Outro aspeto relevante diz respeito às capitulares, as letras que iniciam os capítulos, ornamentadas e de tamanho maior do que as restantes.

Em “Os Lusíadas” são usadas 11 capitulares, uma no início do alvará e dez no início de cada canto, impressas com uma espécie de carimbos de madeira, explica a investigadora, indicando ter verificado que em alguns exemplares, as capitulares estão mais desgastadas, o que resulta do facto de a madeira ser um material frágil, sujeito à pressão da prensa.

Além disso, já se tinha descoberto que o papel usado em alguns exemplares fora fabricado em 1580/81, o que confluiu igualmente para comprovar a teoria da existência de uma contrafação: a edição com a cabeça do pelicano virada para a esquerda, com o papel anterior a 1572, com as capitulares menos desgastadas e com o texto composto sem recurso a ligaduras tipográficas é a edição ‘princeps’ de “Os Lusíadas”. A outra edição, com a cabeça do pelicano para a direita, é uma imitação, ou seja, uma contrafação.

“Faria e Sousa tinha razão, quando disse que tinha havido duas edições com as mesmas referências.
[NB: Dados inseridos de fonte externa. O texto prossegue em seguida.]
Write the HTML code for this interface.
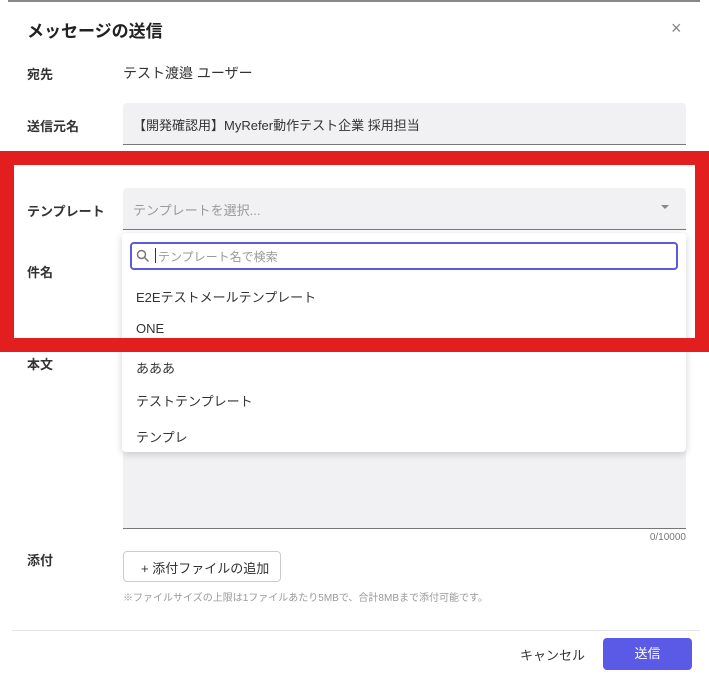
<!DOCTYPE html>
<html><head><meta charset="utf-8"><style>
*{margin:0;padding:0;box-sizing:border-box}
body{width:709px;height:677px;background:#fff;position:relative;overflow:hidden;font-family:"Liberation Sans","Noto Sans CJK JP",sans-serif;color:#222}
.a{position:absolute}
.lbl{position:absolute;left:27px;font-size:13px;font-weight:bold;color:#333}
.inp{position:absolute;left:123px;width:563px;background:#f1f1f3;border-radius:4px 4px 0 0}
.item{position:absolute;left:136px;font-size:13px;color:#333}
</style></head><body>
<div class="a" style="left:8px;top:0;width:692px;height:2px;background:#888"></div>
<div class="a" style="left:27px;top:17px;font-size:17px;font-weight:bold;color:#222">メッセージの送信</div>
<div class="a" style="left:671px;top:18px;font-size:18px;color:#888">×</div>
<div class="lbl" style="top:64px">宛先</div>
<div class="a" style="left:123px;top:63px;font-size:14px;color:#333">テスト渡邉 ユーザー</div>
<div class="lbl" style="top:116px">送信元名</div>
<div class="inp" style="top:103px;height:42px;border-bottom:1px solid #777"></div>
<div class="a" style="left:133px;top:115px;font-size:13px;color:#333">【開発確認用】MyRefer動作テスト企業 採用担当</div>

<div class="lbl" style="top:201px">テンプレート</div>
<div class="inp" style="top:188px;height:42px;border-bottom:1px solid #6a6ae6"></div>
<div class="a" style="left:133px;top:200px;font-size:13px;color:#999">テンプレートを選択...</div>
<div class="a" style="left:661px;top:205px;width:0;height:0;border-left:4px solid transparent;border-right:4px solid transparent;border-top:4px solid #888"></div>
<div class="lbl" style="top:262px">件名</div>
<div class="lbl" style="top:354px">本文</div>
<div class="inp" style="top:440px;height:89px;border-bottom:1px solid #777;border-radius:0"></div>

<div class="a" style="left:122px;top:233px;width:564px;height:219px;background:#fff;border-radius:4px;box-shadow:0 2px 8px rgba(0,0,0,.18)"></div>
<div class="a" style="left:130px;top:242px;width:548px;height:28px;border:2px solid #5a5ae0;border-radius:4px;background:#fff"></div>
<svg class="a" style="left:136px;top:249px" width="14" height="14" viewBox="0 0 14 14"><circle cx="5.5" cy="5.5" r="4" fill="none" stroke="#777" stroke-width="1.5"/><path d="M8.5 8.5L12.5 12.5" stroke="#777" stroke-width="1.5"/></svg>
<div class="a" style="left:155px;top:248px;width:1px;height:15px;background:#333"></div>
<div class="a" style="left:158px;top:248px;font-size:12px;color:#999">テンプレート名で検索</div>
<div class="item" style="top:287px">E2Eテストメールテンプレート</div>
<div class="item" style="top:321px">ONE</div>
<div class="item" style="top:358px">あああ</div>
<div class="item" style="top:391px">テストテンプレート</div>
<div class="item" style="top:427px">テンプレ</div>

<div class="a" style="left:0;top:151px;width:709px;height:201px;border:14px solid #e31e1e;z-index:5"></div>

<div class="a" style="left:600px;top:532px;width:86px;text-align:right;font-size:10px;color:#777">0/10000</div>
<div class="lbl" style="top:550px">添付</div>
<div class="a" style="left:123px;top:551px;width:158px;height:31px;border:1px solid #ccc;border-radius:4px;font-size:13px;color:#333;padding:6px 0 0 17px">+ 添付ファイルの追加</div>
<div class="a" style="left:123px;top:589px;font-size:10px;color:#999">※ファイルサイズの上限は1ファイルあたり5MBで、合計8MBまで添付可能です。</div>
<div class="a" style="left:12px;top:630px;width:688px;height:1px;background:#e5e5e5"></div>
<div class="a" style="left:520px;top:645px;font-size:13px;color:#333">キャンセル</div>
<div class="a" style="left:603px;top:638px;width:89px;height:32px;background:#5a5ae6;border-radius:4px;color:#fff;font-size:13px;text-align:center;line-height:32px">送信</div>
</body></html>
Sob este ponto de vista objetivo eu distingui dois grupos de exemplares, um fabricado, escrito e impresso em 1572 e outro grupo de exemplares que foram produzidos depois de 1572”.

Atualmente conhecem-se 50 exemplares com data de 1572, dispersos pelo mundo, dois terços dos quais são os originais e um terço de contrafação.

Os exemplares originais de “Os Lusíadas” existentes em Portugal encontram-se na Biblioteca da Universidade de Coimbra (um), na Fundação Sarmento (um), em Guimarães, e na Biblioteca Nacional de Portugal (três e um incompleto), em Lisboa.

Entre os países que dispõem de exemplares nas suas bibliotecas, universidades ou fundações, contam-se Espanha, França, Brasil, Alemanha e Estados Unidos.

Por enquanto, esta obra, intitulada “Luís de Camões. Os Lusíadas. Edição crítica da princeps”, só está editada na Suíça, mas a autora projeta editá-la em Portugal, juntamente com toda a restante obra critica de Camões, que está a ser trabalhada com outros investigadores do CIEPG.

Este ano assinalam-se os 500 anos do nascimento de Luís de Camões.